■ **SOURCE MATERIAL**:
--
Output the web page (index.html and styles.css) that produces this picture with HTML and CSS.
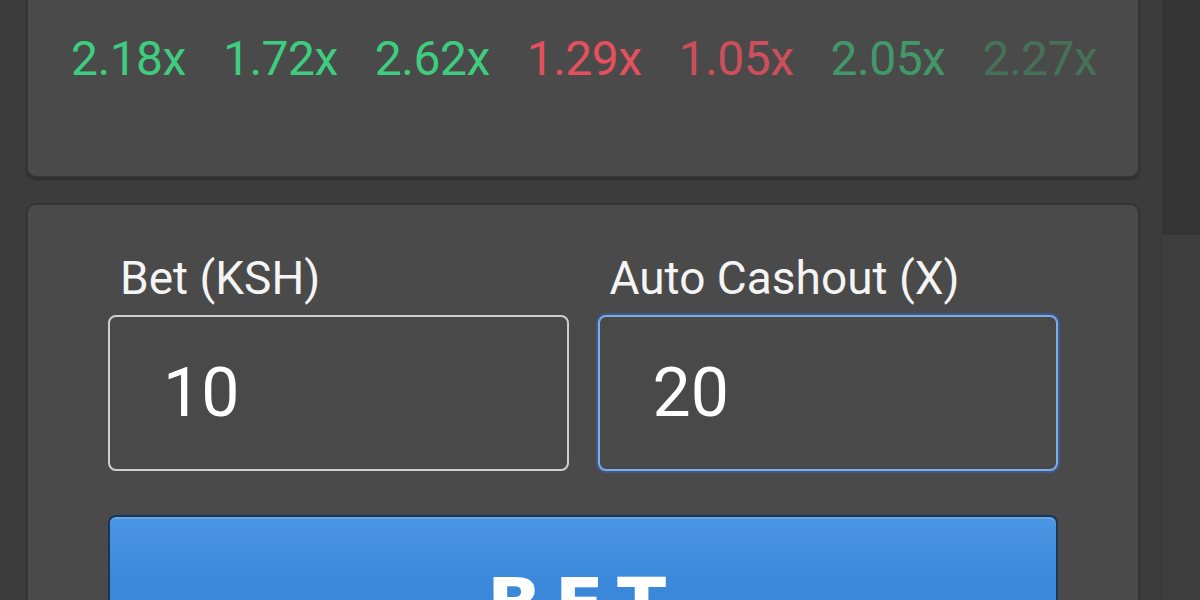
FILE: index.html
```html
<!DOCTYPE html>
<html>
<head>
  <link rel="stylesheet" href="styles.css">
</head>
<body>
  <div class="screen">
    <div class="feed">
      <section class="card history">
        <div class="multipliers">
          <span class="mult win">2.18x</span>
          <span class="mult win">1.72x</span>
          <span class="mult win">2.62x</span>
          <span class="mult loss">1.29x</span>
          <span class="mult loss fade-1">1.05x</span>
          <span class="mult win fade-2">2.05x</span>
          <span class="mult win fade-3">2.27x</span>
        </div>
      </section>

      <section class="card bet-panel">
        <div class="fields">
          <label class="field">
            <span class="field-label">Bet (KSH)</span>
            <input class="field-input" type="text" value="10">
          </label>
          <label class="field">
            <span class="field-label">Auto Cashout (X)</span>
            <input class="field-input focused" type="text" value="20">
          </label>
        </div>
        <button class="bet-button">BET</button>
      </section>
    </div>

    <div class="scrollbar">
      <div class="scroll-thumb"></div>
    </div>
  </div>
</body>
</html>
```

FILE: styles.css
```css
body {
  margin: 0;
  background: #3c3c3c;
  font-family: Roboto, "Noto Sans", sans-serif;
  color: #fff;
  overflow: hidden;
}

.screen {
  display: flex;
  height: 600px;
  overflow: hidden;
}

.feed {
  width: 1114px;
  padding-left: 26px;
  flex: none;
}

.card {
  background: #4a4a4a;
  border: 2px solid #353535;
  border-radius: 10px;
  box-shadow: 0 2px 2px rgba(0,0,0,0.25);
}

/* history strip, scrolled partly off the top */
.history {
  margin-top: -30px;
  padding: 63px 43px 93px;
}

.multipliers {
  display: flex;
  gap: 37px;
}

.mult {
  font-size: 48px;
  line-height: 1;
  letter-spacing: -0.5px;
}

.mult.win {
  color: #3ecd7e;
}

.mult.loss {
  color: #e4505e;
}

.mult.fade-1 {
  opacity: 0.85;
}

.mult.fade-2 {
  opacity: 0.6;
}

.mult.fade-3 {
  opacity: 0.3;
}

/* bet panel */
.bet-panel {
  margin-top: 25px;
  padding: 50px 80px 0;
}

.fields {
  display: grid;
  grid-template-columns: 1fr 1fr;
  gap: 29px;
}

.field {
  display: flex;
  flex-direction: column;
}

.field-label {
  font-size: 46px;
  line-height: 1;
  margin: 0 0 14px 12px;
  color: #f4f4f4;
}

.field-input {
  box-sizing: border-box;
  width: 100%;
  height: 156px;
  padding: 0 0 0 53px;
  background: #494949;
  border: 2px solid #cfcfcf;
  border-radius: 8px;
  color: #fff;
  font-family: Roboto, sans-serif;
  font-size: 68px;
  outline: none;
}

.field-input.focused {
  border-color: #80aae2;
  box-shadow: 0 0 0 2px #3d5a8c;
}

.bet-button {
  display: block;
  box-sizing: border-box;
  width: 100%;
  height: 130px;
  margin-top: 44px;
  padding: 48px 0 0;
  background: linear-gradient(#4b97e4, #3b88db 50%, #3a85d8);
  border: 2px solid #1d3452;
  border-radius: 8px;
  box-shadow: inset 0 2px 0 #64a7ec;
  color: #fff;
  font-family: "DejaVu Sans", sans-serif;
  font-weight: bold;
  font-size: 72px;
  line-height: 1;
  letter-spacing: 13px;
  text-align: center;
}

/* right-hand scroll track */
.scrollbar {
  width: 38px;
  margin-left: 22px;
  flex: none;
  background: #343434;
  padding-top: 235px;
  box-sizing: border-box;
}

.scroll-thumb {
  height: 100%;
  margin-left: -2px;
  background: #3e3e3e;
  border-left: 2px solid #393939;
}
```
--
■ **WRITTEN EXERCISE**: The material above must be printed exactly, with its pictures left out.

■ **COMPLETED TASK**:
Output the web page (index.html and styles.css) that produces this picture with HTML and CSS.
FILE: index.html
```html
<!DOCTYPE html>
<html>
<head>
  <link rel="stylesheet" href="styles.css">
</head>
<body>
  <div class="screen">
    <div class="feed">
      <section class="card history">
        <div class="multipliers">
          <span class="mult win">2.18x</span>
          <span class="mult win">1.72x</span>
          <span class="mult win">2.62x</span>
          <span class="mult loss">1.29x</span>
          <span class="mult loss fade-1">1.05x</span>
          <span class="mult win fade-2">2.05x</span>
          <span class="mult win fade-3">2.27x</span>
        </div>
      </section>

      <section class="card bet-panel">
        <div class="fields">
          <label class="field">
            <span class="field-label">Bet (KSH)</span>
            <input class="field-input" type="text" value="10">
          </label>
          <label class="field">
            <span class="field-label">Auto Cashout (X)</span>
            <input class="field-input focused" type="text" value="20">
          </label>
        </div>
        <button class="bet-button">BET</button>
      </section>
    </div>

    <div class="scrollbar">
      <div class="scroll-thumb"></div>
    </div>
  </div>
</body>
</html>
```

FILE: styles.css
```css
body {
  margin: 0;
  background: #3c3c3c;
  font-family: Roboto, "Noto Sans", sans-serif;
  color: #fff;
  overflow: hidden;
}

.screen {
  display: flex;
  height: 600px;
  overflow: hidden;
}

.feed {
  width: 1114px;
  padding-left: 26px;
  flex: none;
}

.card {
  background: #4a4a4a;
  border: 2px solid #353535;
  border-radius: 10px;
  box-shadow: 0 2px 2px rgba(0,0,0,0.25);
}

/* history strip, scrolled partly off the top */
.history {
  margin-top: -30px;
  padding: 63px 43px 93px;
}

.multipliers {
  display: flex;
  gap: 37px;
}

.mult {
  font-size: 48px;
  line-height: 1;
  letter-spacing: -0.5px;
}

.mult.win {
  color: #3ecd7e;
}

.mult.loss {
  color: #e4505e;
}

.mult.fade-1 {
  opacity: 0.85;
}

.mult.fade-2 {
  opacity: 0.6;
}

.mult.fade-3 {
  opacity: 0.3;
}

/* bet panel */
.bet-panel {
  margin-top: 25px;
  padding: 50px 80px 0;
}

.fields {
  display: grid;
  grid-template-columns: 1fr 1fr;
  gap: 29px;
}

.field {
  display: flex;
  flex-direction: column;
}

.field-label {
  font-size: 46px;
  line-height: 1;
  margin: 0 0 14px 12px;
  color: #f4f4f4;
}

.field-input {
  box-sizing: border-box;
  width: 100%;
  height: 156px;
  padding: 0 0 0 53px;
  background: #494949;
  border: 2px solid #cfcfcf;
  border-radius: 8px;
  color: #fff;
  font-family: Roboto, sans-serif;
  font-size: 68px;
  outline: none;
}

.field-input.focused {
  border-color: #80aae2;
  box-shadow: 0 0 0 2px #3d5a8c;
}

.bet-button {
  display: block;
  box-sizing: border-box;
  width: 100%;
  height: 130px;
  margin-top: 44px;
  padding: 48px 0 0;
  background: linear-gradient(#4b97e4, #3b88db 50%, #3a85d8);
  border: 2px solid #1d3452;
  border-radius: 8px;
  box-shadow: inset 0 2px 0 #64a7ec;
  color: #fff;
  font-family: "DejaVu Sans", sans-serif;
  font-weight: bold;
  font-size: 72px;
  line-height: 1;
  letter-spacing: 13px;
  text-align: center;
}

/* right-hand scroll track */
.scrollbar {
  width: 38px;
  margin-left: 22px;
  flex: none;
  background: #343434;
  padding-top: 235px;
  box-sizing: border-box;
}

.scroll-thumb {
  height: 100%;
  margin-left: -2px;
  background: #3e3e3e;
  border-left: 2px solid #393939;
}
```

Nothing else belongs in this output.